Ronia Schiftan, Fachverantwortung Psychologie und Betriebliches Gesundheitsmanagement bei der Schweizerischen Gesellschaft für Ernährung (SGE). - SGE

Wertschätzung

Auch der Arbeitgeber kann via Pause eine wichtige Botschaft unter die Leute bringen: Wertschätzung. «Ein täglicher Früchtekorb zum Beispiel wird von vielen Mitarbeitern sehr geschätzt und vermisst, wenn er unter Sparmassnahmen weggekürzt wird», sagt Schiftan. Wichtig dabei sei allerdings, dass der Arbeitgeber nicht nur den Korb liefert, sondern die Arbeitnehmer Apfel, Rüebli und Co. nicht vor dem Bildschirm herunterschlingen müssen, sondern tatsächlich während einer kurzen Pause geniessen dürfen.
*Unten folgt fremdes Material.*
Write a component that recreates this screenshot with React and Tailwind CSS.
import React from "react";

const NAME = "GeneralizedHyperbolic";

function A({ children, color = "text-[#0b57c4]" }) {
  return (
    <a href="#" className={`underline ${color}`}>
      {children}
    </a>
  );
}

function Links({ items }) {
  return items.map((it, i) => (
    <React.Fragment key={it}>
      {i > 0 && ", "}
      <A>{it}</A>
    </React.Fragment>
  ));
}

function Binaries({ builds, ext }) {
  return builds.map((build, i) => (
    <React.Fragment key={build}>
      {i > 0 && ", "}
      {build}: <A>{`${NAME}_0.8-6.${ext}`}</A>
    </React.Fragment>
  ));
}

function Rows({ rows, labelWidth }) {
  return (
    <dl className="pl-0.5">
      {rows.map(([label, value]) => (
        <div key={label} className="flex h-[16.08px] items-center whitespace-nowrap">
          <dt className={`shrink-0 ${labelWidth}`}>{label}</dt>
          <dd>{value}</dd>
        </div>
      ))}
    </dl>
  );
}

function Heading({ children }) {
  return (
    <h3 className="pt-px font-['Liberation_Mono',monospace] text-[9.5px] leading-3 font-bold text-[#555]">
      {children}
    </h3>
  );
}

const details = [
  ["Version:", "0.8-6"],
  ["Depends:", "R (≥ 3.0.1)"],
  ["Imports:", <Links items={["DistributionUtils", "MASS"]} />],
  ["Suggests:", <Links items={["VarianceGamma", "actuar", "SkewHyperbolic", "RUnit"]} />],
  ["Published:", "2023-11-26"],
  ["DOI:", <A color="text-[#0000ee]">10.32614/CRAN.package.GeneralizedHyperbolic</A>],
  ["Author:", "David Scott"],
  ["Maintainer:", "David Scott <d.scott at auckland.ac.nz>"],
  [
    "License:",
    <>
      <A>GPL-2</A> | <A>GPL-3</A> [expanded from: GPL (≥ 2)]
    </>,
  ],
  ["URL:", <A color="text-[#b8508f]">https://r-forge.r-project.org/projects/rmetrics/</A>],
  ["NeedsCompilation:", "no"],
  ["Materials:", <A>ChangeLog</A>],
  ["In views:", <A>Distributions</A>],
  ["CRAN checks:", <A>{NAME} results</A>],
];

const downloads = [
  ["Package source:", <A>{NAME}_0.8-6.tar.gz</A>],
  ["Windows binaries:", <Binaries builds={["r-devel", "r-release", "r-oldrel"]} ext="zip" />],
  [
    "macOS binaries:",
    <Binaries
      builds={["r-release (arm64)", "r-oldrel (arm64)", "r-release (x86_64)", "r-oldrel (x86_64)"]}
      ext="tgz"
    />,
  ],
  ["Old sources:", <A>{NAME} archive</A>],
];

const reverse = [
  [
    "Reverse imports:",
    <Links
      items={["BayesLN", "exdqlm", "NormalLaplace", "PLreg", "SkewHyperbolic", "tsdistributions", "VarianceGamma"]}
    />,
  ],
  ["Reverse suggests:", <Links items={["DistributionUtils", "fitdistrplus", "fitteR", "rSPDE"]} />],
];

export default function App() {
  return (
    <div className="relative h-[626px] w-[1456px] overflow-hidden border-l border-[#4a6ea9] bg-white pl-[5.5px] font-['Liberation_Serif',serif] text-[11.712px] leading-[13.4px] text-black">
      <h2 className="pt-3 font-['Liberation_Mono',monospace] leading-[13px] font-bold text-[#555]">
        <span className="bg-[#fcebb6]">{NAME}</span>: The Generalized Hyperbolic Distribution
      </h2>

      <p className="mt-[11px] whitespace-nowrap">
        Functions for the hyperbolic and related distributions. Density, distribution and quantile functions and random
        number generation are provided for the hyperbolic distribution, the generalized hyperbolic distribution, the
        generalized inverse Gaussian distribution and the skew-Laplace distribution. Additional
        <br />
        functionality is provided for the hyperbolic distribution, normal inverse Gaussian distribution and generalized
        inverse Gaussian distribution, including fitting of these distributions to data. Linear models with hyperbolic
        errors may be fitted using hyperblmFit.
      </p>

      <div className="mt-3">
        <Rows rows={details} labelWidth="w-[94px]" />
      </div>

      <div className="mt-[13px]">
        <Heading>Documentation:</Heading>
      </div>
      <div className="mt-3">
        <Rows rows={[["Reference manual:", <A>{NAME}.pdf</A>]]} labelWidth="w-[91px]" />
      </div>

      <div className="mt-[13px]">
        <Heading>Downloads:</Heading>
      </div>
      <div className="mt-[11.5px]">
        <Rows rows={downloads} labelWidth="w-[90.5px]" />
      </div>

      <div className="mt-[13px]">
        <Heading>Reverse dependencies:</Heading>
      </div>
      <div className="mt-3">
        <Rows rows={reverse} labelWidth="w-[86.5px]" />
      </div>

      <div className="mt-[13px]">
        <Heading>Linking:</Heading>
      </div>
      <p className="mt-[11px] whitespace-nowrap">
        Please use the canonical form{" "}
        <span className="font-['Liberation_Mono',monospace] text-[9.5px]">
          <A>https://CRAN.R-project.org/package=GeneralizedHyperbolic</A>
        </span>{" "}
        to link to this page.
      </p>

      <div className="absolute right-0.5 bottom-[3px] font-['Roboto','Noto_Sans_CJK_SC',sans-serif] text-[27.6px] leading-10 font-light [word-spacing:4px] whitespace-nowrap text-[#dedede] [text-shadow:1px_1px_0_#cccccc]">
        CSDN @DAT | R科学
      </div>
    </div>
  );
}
Auch schöne Pausenräume, ausladende Tische, eine kleine Küche und vor allem Ausweichmöglichkeiten am Mittag steigern die Zufriedenheit der Angestellten ungemein.

Gefühlsbarometer

Damit all die guten Seiten des gemeinsamen Mittagessens zu Tage treten, braucht es Zeit. «Mindestens 20 Minuten reine Essenszeit sollten es schon sein», sagt Schiftan. Wer diese Zeit allerdings lieber alleine verbringt, weil der beispielsweise als Verkaufsperson den ganzen Tag mit Menschen und im Gespräch verbringt, muss sich auch zurückziehen können.

«Wenn jemand scheel angeschaut wird, weil er am Mittag zum Essen das Büro verlässt, läuft etwas falsch», so die Ernährungspsychologin. Wenn sich allerdings jemand regelmässig vor dem gemeinsamen Team-Essen drückt, weil mit dem Vorgesetzten oder den Kollege Knatsch besteht, der sollte das Gespräch suchen. Wenn das gemeinsame Mittagessen auf den Magen schlägt, kann das auch stressen.